DES fees added $48/month (38 per cent) to my $126/monthly average total hydro bill, including 76 per cent to my heating hydro portion. Replacing the existing water heaters every 10 years with water heaters of the same size would add approximately $7,500 or $63/month.

Critical annual maintenance adds another $50/month bringing the total cost of operating my DES heat-pump system, over and above hydro, to $158 per month. This does not include the cost of repairs and replacements of the heat pump and associated components.

But by far the most significant issue and source of justifiable concern is the fragility of the DES heat-pump system.  

In an article that appeared in the April 7, 2007 edition of The Toronto Star, Dave Hatherton, one of the pioneers of residential geothermal energy in Canada, saw the recognition of energy efficiency as a double-edge sword. Winner of an Ernst & Young Award for Ontario that honours outstanding entrepreneurs from across the province, Hatherton had a major concern: whether the geothermal and solar industries could handle any increases in demand without compromising quality. Said Hatherton: "This isn't just shipping iPods," referring to the complexity of a geothermal system. "It's infrastructure work and it's enormously expensive to go back in and make a fix if things go wrong."

There's no room for error, and any horror stories would surely be a setback for the entire industry. This made Hatherton nervous.

I used to share Hatherton's nervousness. Thankfully, this is no longer the case.

David MacPhail // Whistler

Reconsider tourist-accommodation zoning for Alta Lake development

[This letter is] regarding [the] 5298 Alta Lake Rd. Rezoning Application RZ1157, [which] "proposes to rezone the lands from TA17 (Tourist Accommodation Seventeen) to a new zone that would allow for development of 15 employee restricted townhomes, 22 tourist accommodation townhomes, an amenity building, and a Municipal park containing the existing cabin and barn."

I am not against this proposal, although I question the density.

I hope that staff negotiates diligently to keep the scale/density of this project as low as possible. This is a beautiful lakefront property that should not be overdeveloped.

What I really question though, is the tourist-accommodation (TA) zoning. As a municipality we worked, and continue to work diligently to keep nightly rentals out of residential neighbourhoods. There is no need for TA zoning in this area: far from the village and/or mountain lift access.

Whistler was designed to have most of the TA-zoned properties within walking distance to the village and the mountain base areas in order to keep neighbourhoods quiet, peaceful and family-friendly. Illegal nightly rentals can be a disruption to homeowners with party noise, extra traffic, laundry, catering trucks, taxis and buses invading their neighbourhoods.

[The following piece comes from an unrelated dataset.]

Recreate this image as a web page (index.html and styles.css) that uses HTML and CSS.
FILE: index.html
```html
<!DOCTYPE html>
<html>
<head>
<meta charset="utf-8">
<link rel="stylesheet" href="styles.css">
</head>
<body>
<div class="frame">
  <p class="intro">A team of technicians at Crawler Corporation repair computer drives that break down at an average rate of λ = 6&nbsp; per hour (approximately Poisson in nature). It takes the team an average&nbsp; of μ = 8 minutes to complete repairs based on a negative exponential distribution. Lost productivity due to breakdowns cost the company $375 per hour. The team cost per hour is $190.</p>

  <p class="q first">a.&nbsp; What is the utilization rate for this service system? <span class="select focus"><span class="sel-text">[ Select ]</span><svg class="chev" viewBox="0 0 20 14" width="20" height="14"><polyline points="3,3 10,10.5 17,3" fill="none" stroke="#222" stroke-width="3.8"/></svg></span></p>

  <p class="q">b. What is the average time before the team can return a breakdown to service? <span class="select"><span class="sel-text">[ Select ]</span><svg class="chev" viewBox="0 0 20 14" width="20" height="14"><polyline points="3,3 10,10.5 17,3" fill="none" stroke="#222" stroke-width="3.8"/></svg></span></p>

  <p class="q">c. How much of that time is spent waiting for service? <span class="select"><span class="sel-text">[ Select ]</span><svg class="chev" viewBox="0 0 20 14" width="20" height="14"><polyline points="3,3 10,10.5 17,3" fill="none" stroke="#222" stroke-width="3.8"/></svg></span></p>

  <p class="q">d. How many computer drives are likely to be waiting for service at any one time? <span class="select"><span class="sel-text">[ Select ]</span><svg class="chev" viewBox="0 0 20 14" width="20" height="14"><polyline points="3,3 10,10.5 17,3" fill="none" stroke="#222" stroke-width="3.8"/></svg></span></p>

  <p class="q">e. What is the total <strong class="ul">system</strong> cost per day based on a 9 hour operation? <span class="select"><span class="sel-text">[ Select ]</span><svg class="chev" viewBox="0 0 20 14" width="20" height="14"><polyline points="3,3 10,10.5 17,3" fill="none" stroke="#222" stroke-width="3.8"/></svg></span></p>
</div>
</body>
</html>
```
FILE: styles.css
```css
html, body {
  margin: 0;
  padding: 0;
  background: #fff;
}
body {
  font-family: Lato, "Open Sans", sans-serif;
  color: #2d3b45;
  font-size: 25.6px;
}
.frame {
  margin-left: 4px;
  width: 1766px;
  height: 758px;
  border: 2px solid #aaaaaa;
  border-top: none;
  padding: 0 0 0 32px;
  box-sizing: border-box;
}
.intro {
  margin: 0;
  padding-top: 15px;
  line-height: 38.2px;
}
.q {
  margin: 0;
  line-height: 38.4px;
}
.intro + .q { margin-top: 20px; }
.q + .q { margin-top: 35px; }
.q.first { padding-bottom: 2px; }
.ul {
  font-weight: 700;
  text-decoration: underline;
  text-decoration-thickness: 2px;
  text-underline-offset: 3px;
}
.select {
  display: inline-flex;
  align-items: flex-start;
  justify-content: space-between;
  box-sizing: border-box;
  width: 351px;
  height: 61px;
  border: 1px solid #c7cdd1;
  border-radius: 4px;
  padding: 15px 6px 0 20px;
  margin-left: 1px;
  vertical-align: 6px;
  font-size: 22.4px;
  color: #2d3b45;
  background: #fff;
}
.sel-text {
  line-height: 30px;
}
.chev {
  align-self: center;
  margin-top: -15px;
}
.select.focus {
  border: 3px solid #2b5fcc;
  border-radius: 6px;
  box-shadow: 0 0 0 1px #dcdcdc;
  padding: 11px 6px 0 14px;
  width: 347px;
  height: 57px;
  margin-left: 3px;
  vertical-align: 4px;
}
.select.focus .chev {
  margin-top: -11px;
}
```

I know the Jordan Lane homes are all TA-zoned but these homes, along with the Kadenwood homes, were TA-zoned to fulfill a need. There was a demand for TA-zoned homes so that groups of families/friends could come to Whistler and stay together. Giving Kadenwood and Jordan Lane TA zoning helped to take the illegal, single-family home nightly rentals out of our existing neighbourhoods.

There is not a demand for TA-zoned townhouses. As a matter of fact, the opposite is true. Village and Benchland townhouses and condo hotels are not fully occupied.

The low occupancy level for existing TA beds is a concern for Tourism Whistler's accommodation sector.

Why do these developers not only get increased density, but TA zoning as well?

I know this property has TA zoning as it stands now, but it is going through a rezoning process, so TA zoning doesn't have to run with the development. The current TA zoning is for a small lodge and cabins—not anywhere near the density of 22 market townhomes and 15 employee-restricted townhomes.

TA zoning will increase traffic over and above residential zoning. The Alta Lake Road and Highway 99 intersection is already a problem. The Prism Lands market and employee-housing development at 1501 Alta Lake Rd. will also add additional stress to that badly congested intersection.

You have to ask yourself if you would like to live in a townhouse development with potential disruption from a nightly rental townhouse right next door. It could be a nice place to live—but not with TA zoning.

Please consider removing the tourist-accommodation zoning from this development.

Stephanie Sloan // Whistler

(Editor's note: This letter was sent to council and is included in the Dec. 17 council package.)